Gostei bastante do tom crescente do suspense. O livro começa com um mistério: o que aconteceu com Paulo para ele ter desaparecido por um ano? Essa questão permeia a narrativa até o final e intriga a família, os amigos, a polícia, os psicólogos, os leitores e até mesmo o próprio protagonista. A resposta para essa complicada pergunta embala o drama psicológico do começo ao fim, sem que a tensão dramática esmoreça. Nos capítulos finais, o leitor já está com o coração na mão para saber o que se passou efetivamente com a personagem principal de “Nada Me Faltará”.

Lourenço Mutarelli

Por falar em desfecho, o desenlace desta novela é aberto.
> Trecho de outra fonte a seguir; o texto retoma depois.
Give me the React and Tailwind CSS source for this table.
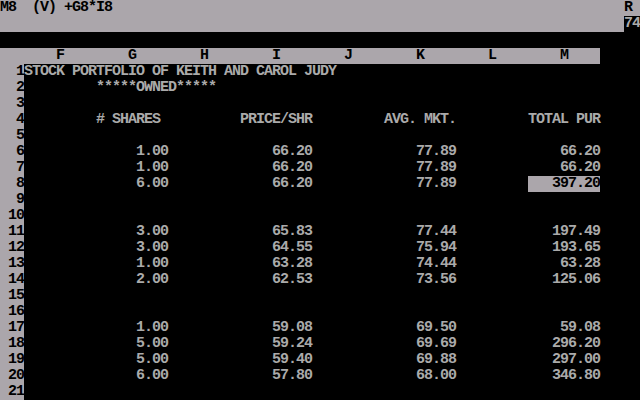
import React from "react";

const COLS = ["F", "G", "H", "I", "J", "K", "L", "M"];

// each row: cells keyed by column letter
const rows = [
  { n: 1, cells: { F: { t: "STOCK PORTFOLIO OF KEITH AND CAROL JUDY", left: true } } },
  { n: 2, cells: { G: { t: "*****OWNED*****", left: true } } },
  { n: 3, cells: {} },
  {
    n: 4,
    cells: {
      G: { t: "# SHARES", pad: true },
      I: { t: "PRICE/SHR" },
      K: { t: "AVG. MKT." },
      M: { t: "TOTAL PUR" },
    },
  },
  { n: 5, cells: {} },
  { n: 6, cells: { G: { t: "1.00" }, I: { t: "66.20" }, K: { t: "77.89" }, M: { t: "66.20" } } },
  { n: 7, cells: { G: { t: "1.00" }, I: { t: "66.20" }, K: { t: "77.89" }, M: { t: "66.20" } } },
  { n: 8, cells: { G: { t: "6.00" }, I: { t: "66.20" }, K: { t: "77.89" }, M: { t: "397.20", sel: true } } },
  { n: 9, cells: {} },
  { n: 10, cells: {} },
  { n: 11, cells: { G: { t: "3.00" }, I: { t: "65.83" }, K: { t: "77.44" }, M: { t: "197.49" } } },
  { n: 12, cells: { G: { t: "3.00" }, I: { t: "64.55" }, K: { t: "75.94" }, M: { t: "193.65" } } },
  { n: 13, cells: { G: { t: "1.00" }, I: { t: "63.28" }, K: { t: "74.44" }, M: { t: "63.28" } } },
  { n: 14, cells: { G: { t: "2.00" }, I: { t: "62.53" }, K: { t: "73.56" }, M: { t: "125.06" } } },
  { n: 15, cells: {} },
  { n: 16, cells: {} },
  { n: 17, cells: { G: { t: "1.00" }, I: { t: "59.08" }, K: { t: "69.50" }, M: { t: "59.08" } } },
  { n: 18, cells: { G: { t: "5.00" }, I: { t: "59.24" }, K: { t: "69.69" }, M: { t: "296.20" } } },
  { n: 19, cells: { G: { t: "5.00" }, I: { t: "59.40" }, K: { t: "69.88" }, M: { t: "297.00" } } },
  { n: 20, cells: { G: { t: "6.00" }, I: { t: "57.80" }, K: { t: "68.00" }, M: { t: "346.80" } } },
  { n: 21, cells: {} },
];

const Cell = ({ cell }) => {
  if (!cell) return <div className="w-[72px] shrink-0" />;
  let cls = "w-[72px] shrink-0 whitespace-pre ";
  cls += cell.left ? "text-left " : "text-right ";
  if (cell.pad) cls += "pr-2 ";
  cls += cell.sel ? "bg-[#aba6ab] text-black" : "text-[#aaaaaa]";
  return <div className={cls}>{cell.t}</div>;
};

export default function App() {
  return (
    <div className="w-[640px] h-[400px] bg-black overflow-hidden font-['Liberation_Mono',monospace] text-[15px] leading-4 tracking-[-1px] font-bold">
      {/* control panel */}
      <div className="flex h-8">
        <div className="flex-1 bg-[#aba6ab] text-black whitespace-pre">M8  (V) +G8*I8</div>
        <div className="w-4 flex flex-col">
          <div className="h-4 bg-[#aba6ab] text-black">R</div>
          <div className="h-4 bg-black text-[#aaaaaa] whitespace-pre">74</div>
        </div>
      </div>
      <div className="h-4" />

      {/* column header */}
      <div className="flex h-4 w-[600px] bg-[#aba6ab] text-black">
        <div className="w-6 shrink-0" />
        {COLS.map((c) => (
          <div key={c} className="w-[72px] shrink-0 text-center">
            {c}
          </div>
        ))}
      </div>

      {/* sheet rows */}
      {rows.map((r) => (
        <div key={r.n} className="flex h-4">
          <div className="w-6 shrink-0 bg-[#aba6ab] text-black text-right">{r.n}</div>
          {COLS.map((c) => (
            <Cell key={c} cell={r.cells[c]} />
          ))}
        </div>
      ))}
    </div>
  );
}
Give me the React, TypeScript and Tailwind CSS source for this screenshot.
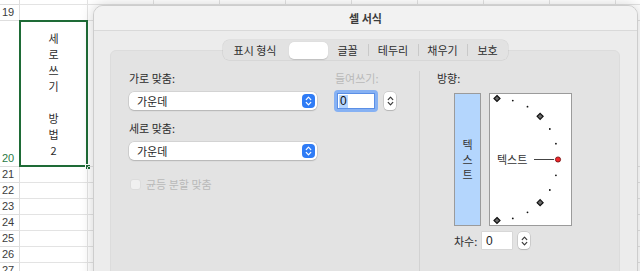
import React from 'react';

const KR = "font-['Noto_Sans_CJK_KR','Noto_Sans',sans-serif]";

// spreadsheet geometry
const COL_WIDTHS = [68, 66, 66, 66, 66, 66, 66, 66, 66, 66];
const ROWS = [
    { n: 18, h: 16 },
    { n: 19, h: 16 },
    { n: 20, h: 146 },
    { n: 21, h: 16 },
    { n: 22, h: 16 },
    { n: 23, h: 16 },
    { n: 24, h: 16 },
    { n: 25, h: 16 },
    { n: 26, h: 16 },
    { n: 27, h: 16 },
];

const CELL_LINES = ['세', '로', '쓰', '기', '', '방', '법', '2'];

function Sheet() {
    return (
        <div className="flex flex-col -mt-[11px]">
            {ROWS.map((r) => (
                <div key={r.n} className="flex" style={{ height: r.h }}>
                    <div
                        className={`w-[20px] shrink-0 border-r border-b border-[#dedede] flex items-end pl-[2px] pb-[1px] text-[11px] leading-[14px] font-['Liberation_Sans',sans-serif] ${
                            r.n === 20 ? 'text-[#2a7a45]' : 'text-[#3c3c3c]'
                        }`}
                    >
                        {r.n}
                    </div>
                    {COL_WIDTHS.map((w, i) => (
                        <div
                            key={i}
                            className="shrink-0 border-r border-b border-[#e3e3e3] relative"
                            style={{ width: w }}
                        >
                            {r.n === 20 && i === 0 && (
                                <>
                                    <div className={`h-full flex flex-col items-center justify-center text-[11px] leading-[16px] text-[#2b2b2b] ${KR}`}>
                                        {CELL_LINES.map((c, k) => (
                                            <span key={k} className="h-[16px]">{c}</span>
                                        ))}
                                    </div>
                                    <div className="absolute -left-[1px] -top-[1px] -right-[1px] -bottom-[1px] border-2 border-[#1e6b36]" />
                                    <div className="absolute -right-[4px] -bottom-[4px] w-[6px] h-[6px] bg-[#1e6b36] border border-white" />
                                </>
                            )}
                        </div>
                    ))}
                </div>
            ))}
        </div>
    );
}

function Chevrons({ color }: { color: string }) {
    return (
        <svg width="7" height="12" viewBox="0 0 7 12">
            <path
                d="M1.2 4.6 L3.5 2.2 L5.8 4.6 M1.2 7.4 L3.5 9.8 L5.8 7.4"
                fill="none"
                stroke={color}
                strokeWidth="1.2"
                strokeLinecap="round"
                strokeLinejoin="round"
            />
        </svg>
    );
}

function Stepper({ h = 18 }: { h?: number }) {
    return (
        <div
            className="w-[12px] rounded-[4px] bg-white flex items-center justify-center shadow-[0_0_0_0.5px_rgba(0,0,0,0.18),0_1px_1px_rgba(0,0,0,0.12)]"
            style={{ height: h }}
        >
            <Chevrons color="#3a3a3a" />
        </div>
    );
}

function Select({ value }: { value: string }) {
    return (
        <div className="w-[188px] h-[18px] rounded-[5px] bg-white flex items-center justify-between pl-[8px] pr-[2px] shadow-[0_0_0_0.5px_rgba(0,0,0,0.14),0_1px_1.5px_rgba(0,0,0,0.14)]">
            <span className="text-[11px] leading-[14px] text-[#262626]">{value}</span>
            <div className="w-[13px] h-[14px] rounded-[4px] bg-[#2f7cf6] flex items-center justify-center">
                <Chevrons color="#ffffff" />
            </div>
        </div>
    );
}

function Tabs() {
    const Sep = () => <div className="w-px h-[12px] bg-[#c9c9c9]" />;
    return (
        <div className="relative z-10 flex justify-center">
            <div className="h-[20px] flex items-center rounded-[6px] bg-[#e2e2e2] shadow-[0_0_0_0.5px_rgba(0,0,0,0.1)] text-[11px] leading-[14px] text-[#2e2e2e]">
                <div className="w-[65px] text-center">표시 형식</div>
                <div className="w-[39px] h-[17px] ml-px rounded-[5px] bg-white shadow-[0_0.5px_1px_rgba(0,0,0,0.15)]" />
                <div className="w-[40px] text-center">글꼴</div>
                <Sep />
                <div className="w-[49px] text-center">테두리</div>
                <Sep />
                <div className="w-[48px] text-center">채우기</div>
                <Sep />
                <div className="w-[40px] text-center">보호</div>
            </div>
        </div>
    );
}

function Orientation() {
    const cx = 7;
    const cy = 65.5;
    const r = 61;
    const marks = [-90, -75, -60, -45, -30, -15, 15, 30, 45, 60, 75, 90];
    return (
        <div className="relative w-[83px] h-[133px] bg-white border border-[#9b9b9b]">
            <svg width="81" height="131" viewBox="0 0 81 131" className="absolute left-0 top-0">
                {marks.map((a) => {
                    const x = cx + r * Math.cos((a * Math.PI) / 180);
                    const y = cy + r * Math.sin((a * Math.PI) / 180);
                    return Math.abs(a) % 45 === 0 ? (
                        <polygon
                            key={a}
                            points={`${x},${y - 3} ${x + 3},${y} ${x},${y + 3} ${x - 3},${y}`}
                            fill="#6a6a6a"
                            stroke="#111"
                            strokeWidth="1.2"
                        />
                    ) : (
                        <circle key={a} cx={x} cy={y} r="0.9" fill="#111" />
                    );
                })}
                <line x1="44" y1={cy} x2="64" y2={cy} stroke="#444" strokeWidth="1" />
                <circle cx={cx + r} cy={cy} r="2.6" fill="#f0262a" stroke="#6a1010" strokeWidth="0.8" />
            </svg>
            <span className="absolute left-[7px] top-[57px] text-[11px] leading-[16px] text-[#333]">텍스트</span>
        </div>
    );
}

export default function App() {
    return (
        <div className={`relative w-[640px] h-[271px] overflow-hidden bg-white ${KR}`}>
            <Sheet />

            {/* Format Cells dialog */}
            <div className="absolute left-[93px] top-[5px] w-[545px] h-[290px] rounded-t-[10px] bg-[#ececec] border border-[#cdcdcd] shadow-[0_0_14px_rgba(0,0,0,0.18)] overflow-hidden">
                <div className="h-[25px] bg-[#f2f2f2] border-b border-[#d9d9d9] flex items-center justify-center">
                    <span className="text-[11px] leading-[14px] font-semibold text-[#3b3b3b]">셀 서식</span>
                </div>

                <div className="pt-[9px] pl-[16px] pr-[17px]">
                    <Tabs />

                    <div className="-mt-[10px] h-[240px] rounded-[6px] bg-[#e3e3e3] border border-[#dcdcdc] flex">
                        {/* left: text alignment */}
                        <div className="w-[308px] pl-[18px] pt-[19px] flex gap-[17px]">
                            <div className="flex flex-col">
                                <span className="h-[16px] text-[11px] leading-[16px] text-[#2c2c2c]">가로 맞춤:</span>
                                <div className="mt-[6px]">
                                    <Select value="가운데" />
                                </div>
                                <span className="mt-[10px] h-[16px] text-[11px] leading-[16px] text-[#2c2c2c]">세로 맞춤:</span>
                                <div className="mt-[6px]">
                                    <Select value="가운데" />
                                </div>
                                <div className="mt-[16px] h-[16px] flex items-center gap-[5px] pl-px">
                                    <div className="w-[11px] h-[11px] rounded-[3px] bg-[#f0f0f0] border border-[#dcdcdc]" />
                                    <span className="text-[11px] leading-[14px] text-[#b9b9b9]">균등 분할 맞춤</span>
                                </div>
                            </div>

                            <div className="flex flex-col">
                                <span className="h-[16px] pl-px text-[11px] leading-[16px] text-[#b9b9b9]">들여쓰기:</span>
                                <div className="mt-[4px] flex items-center gap-[6px]">
                                    <div className="w-[44px] h-[22px] rounded-[4px] bg-[#86b1f3] p-[3px]">
                                        <div className="w-full h-full bg-white border border-[#5b8fe6] flex items-center pl-[1px]">
                                            <span className="bg-[#b5d5fe] text-[12px] leading-[13px] px-[1px] font-['Liberation_Sans',sans-serif] text-[#111]">0</span>
                                        </div>
                                    </div>
                                    <Stepper />
                                </div>
                            </div>
                        </div>

                        <div className="w-px mt-[20px] bg-[#d2d2d2]" />

                        {/* right: orientation */}
                        <div className="flex-1 pl-[17px] pt-[19px] flex flex-col">
                            <span className="h-[16px] text-[11px] leading-[16px] text-[#2c2c2c]">방향:</span>
                            <div className="mt-[7px] ml-[17px] flex gap-[8px]">
                                <div className="w-[27px] h-[133px] bg-[#b4d6fd] border border-[#9b9b9b] flex flex-col items-center justify-center text-[11px] leading-[15px] text-[#333]">
                                    <span>텍</span>
                                    <span>스</span>
                                    <span>트</span>
                                </div>
                                <Orientation />
                            </div>
                            <div className="mt-[6px] ml-[17px] flex items-center">
                                <span className="w-[28px] text-[11px] leading-[14px] text-[#2c2c2c]">차수:</span>
                                <div className="w-[30px] h-[17px] bg-white flex items-center pl-[4px] shadow-[0_0_0_0.5px_rgba(0,0,0,0.1)] text-[12px] leading-[14px] font-['Liberation_Sans',sans-serif] text-[#222]">
                                    0
                                </div>
                                <div className="ml-[6px]">
                                    <Stepper h={17} />
                                </div>
                            </div>
                        </div>
                    </div>
                </div>
            </div>
        </div>
    );
}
Sim, caro leitor do Bonas Histórias, você ouviu/leu corretamente: não temos aqui um final fechado (a trama não é resolvida de maneira definitiva e clara). Você precisará chegar ao seu próprio veredito para o que aconteceu com Paulo e sua família. Talvez esse recurso narrativo frustre muitos leitores mais conservadores (ávidos por uma explicação mais mastigadinha). Na minha opinião, a escolha de Lourenço Muteralli para encerrar sua obra é perfeita! Afinal, quem foi que disse que temos uma resposta concreta e objetiva para tudo nessa vida, hein? Há muitos episódios que carecem de desfechos fechados, por mais que queiramos chegar ao fim dos mistérios.


Sei que “Nada Me Faltará” não é o livro mais famoso de Lourenço Mutarelli. Mesmo assim, este título merece ser conhecido pelos aficionados da boa literatura brasileira. Se eu já era fã do escritor paulistano, agora sou ainda mais. E se você achou esta obra uma aula de como produzir ficção literária (e ela é mesmo!), saiba que Mutarelli também ministra oficinas literárias. Inclusive, seu próximo curso abriu há pouco inscrições na Balada Literária e será voltado para quem deseja se aperfeiçoar na escrita de romances e novelas. Para os jovens escritores, este é um programão imperdível! Assim como “Nada Me Faltará”, obviamente.